Sunaryo selanjutnya.
Ada
dua hal utama yang perlu mendapat prioritas penganggaran di perguruan tinggi.
Pertama, peningkatan mutu, aksesibilitas, relevansi, dan kesetaraan gender pada
program S1, termasuk juga politeknik. Kedua, penambahan jumlah doktor. Ini
penting karena lulusan pendidikan tinggi adalah tenaga ahli dan profesional
yang siap memasuki dunia kerja (usaha dan industri) ataupun membuka lapangan
kerja baru. Kelompok ini akan menjadi critical mass dan menjadi kekuatan untuk
akselerasi pertumbuhan dan perubahan ekonomi dan penguatan daya saing bangsa.
“Kekuatan
ini diharapkan akan mampu mengurangi eksploitasi ekonomi perkotaan karena
terjadinya penyebaran kemampuan ke seluruh pelosok tanah air yang secara
potensial dapat menumbuhkan sentra-sentra ekonomi baru. Untuk itu, peningkatan
APK pendidikan tinggi dari 24,67% pada tahun 2010 dan ditargetkan menjadi 30,0%
pada tahun 2014, yang telah menjadi program dan target Kemdikbud, perlu
didukung anggaran yang memadai dan berkelanjutan,” kata Prof. Sunaryo.
Demikian
pula penyediaan anggaran untuk membiayai mahasiswa yang secara ekonomi tidak
beruntung namun memiliki potensi akademik tinggi, melalui program bidik misi
bagi 20.000 mahasiswa per tahun perlu dijamin keberlanjutannya.
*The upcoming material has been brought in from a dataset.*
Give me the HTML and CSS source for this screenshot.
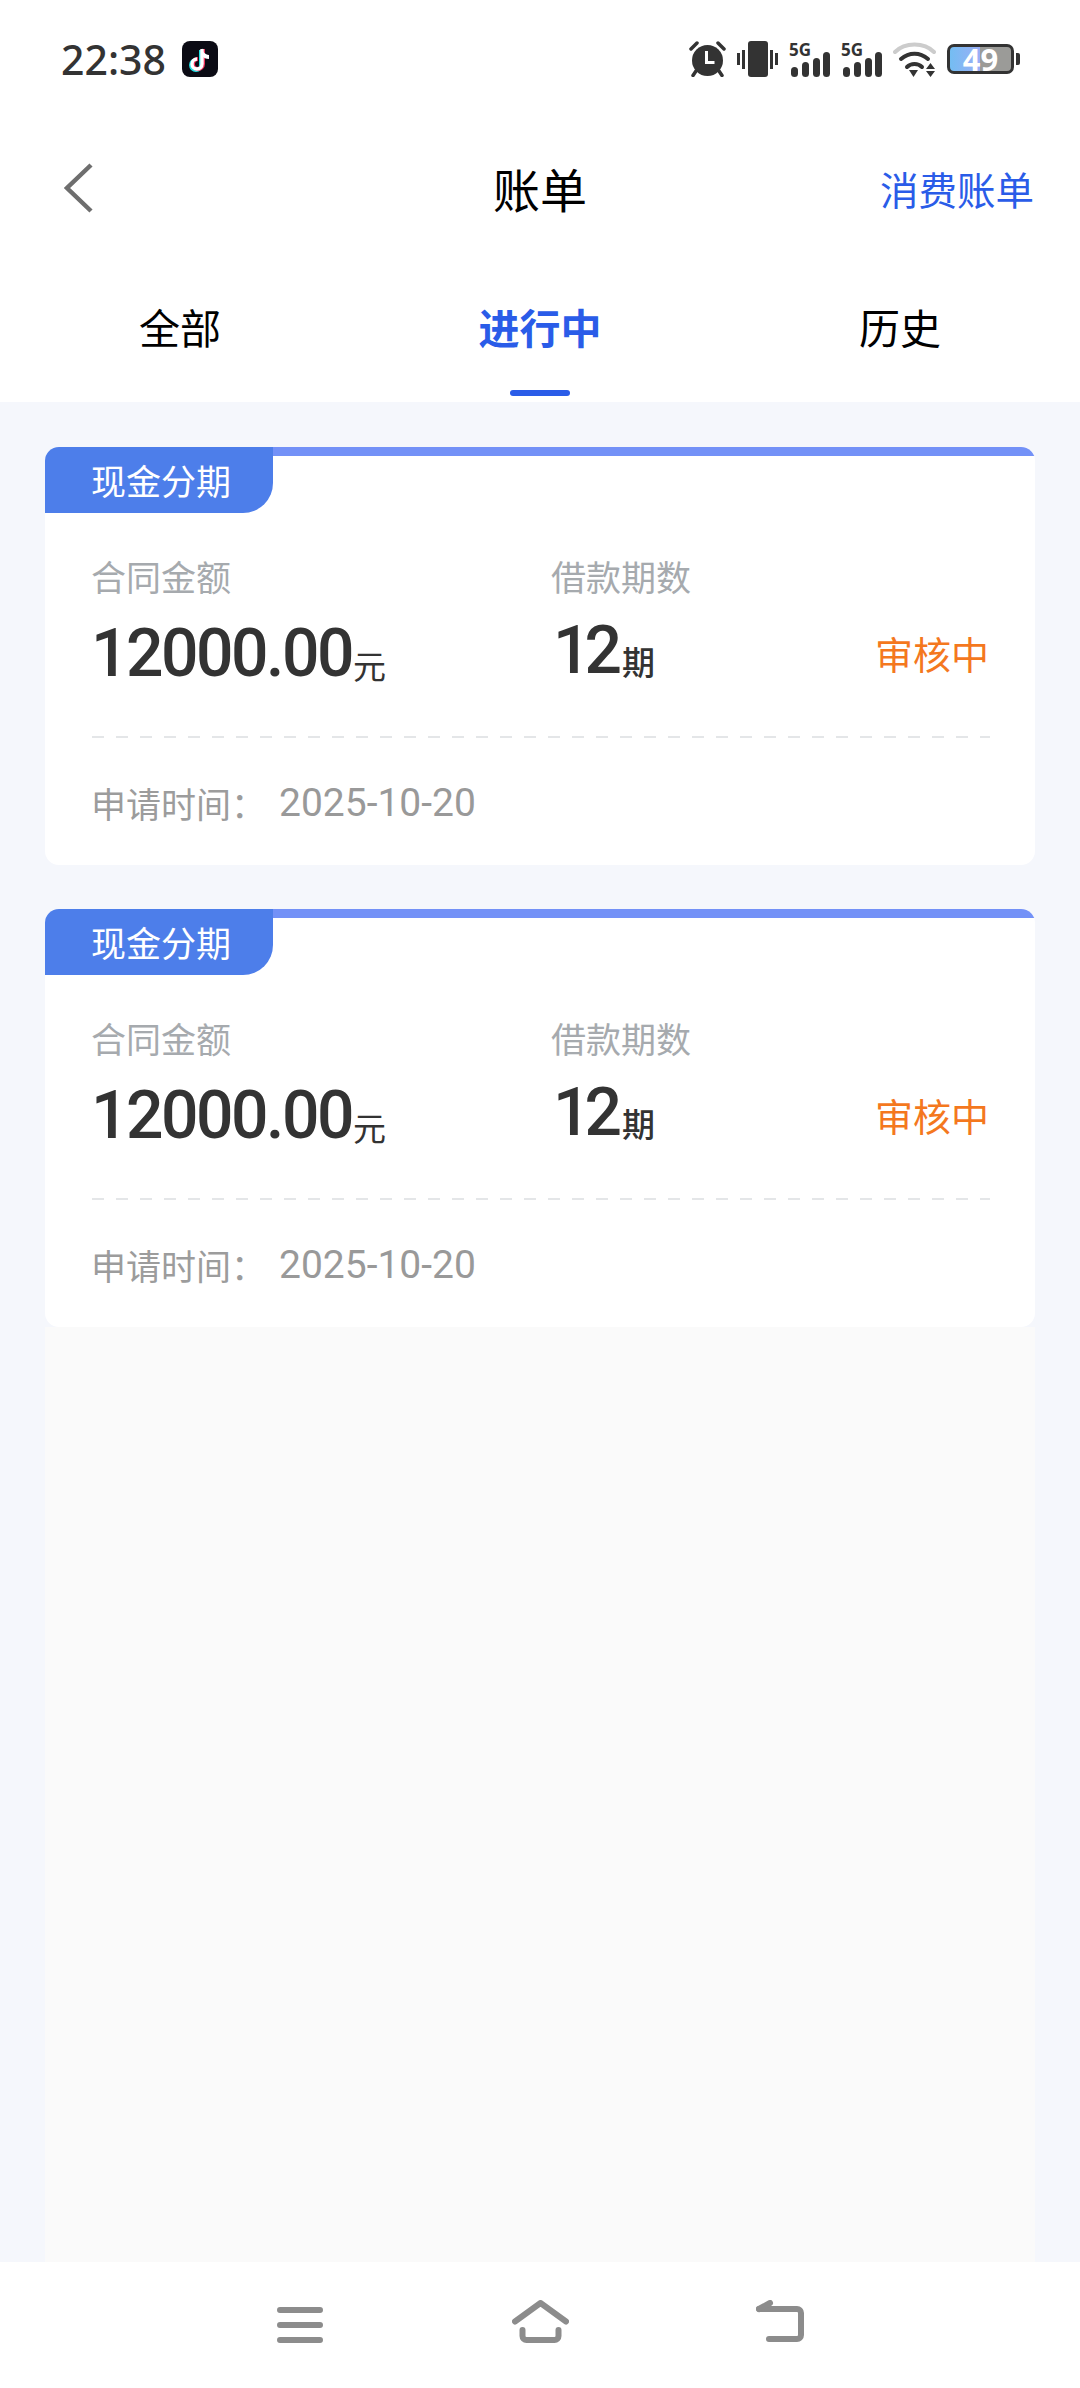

Persoalan mutu,
aksesibilitas dan keterjangkauan, relevansi, dan kesetaraan gender adalah
variabel yang harus dipenuhi seiring dengan upaya peningkatan APK pendidikan
tinggi.
Generasi
manusia Indonesia 2045 adalah manusia abad 21 yang ditandai dengan ketersediaan
teknologi yang telah mengubah pola hidup dan pola pikir manusia. Teknologi
informasi digunakan manusia dalam berbagai hal, baik dalam komunkasi maupun
bisnis.Pada saat yang sama muncul berbagai persoalan yang bisa mengganggu kesejahteraan
masyarakat, seperti masalah makanan, air bersih, perubahan iklim global, dan
penuruan daya dukung lingkungan.
“Dalam
kondisi seperti ini hal yang cukup krusial adalah merespons kompleksitas
masalah, berkomunikasi efektif, memanage informasi secara dinamis, bekerja dan
mencari solusi dalam nuansa kolaboratif, mengunakan teknologi secara efektif,
melahirkan pengetahuan baru secara berkelanjutan. Semua ini adalah keterampilan
yang dibutuhkan dalam abad dua puluh satu,” kata dia.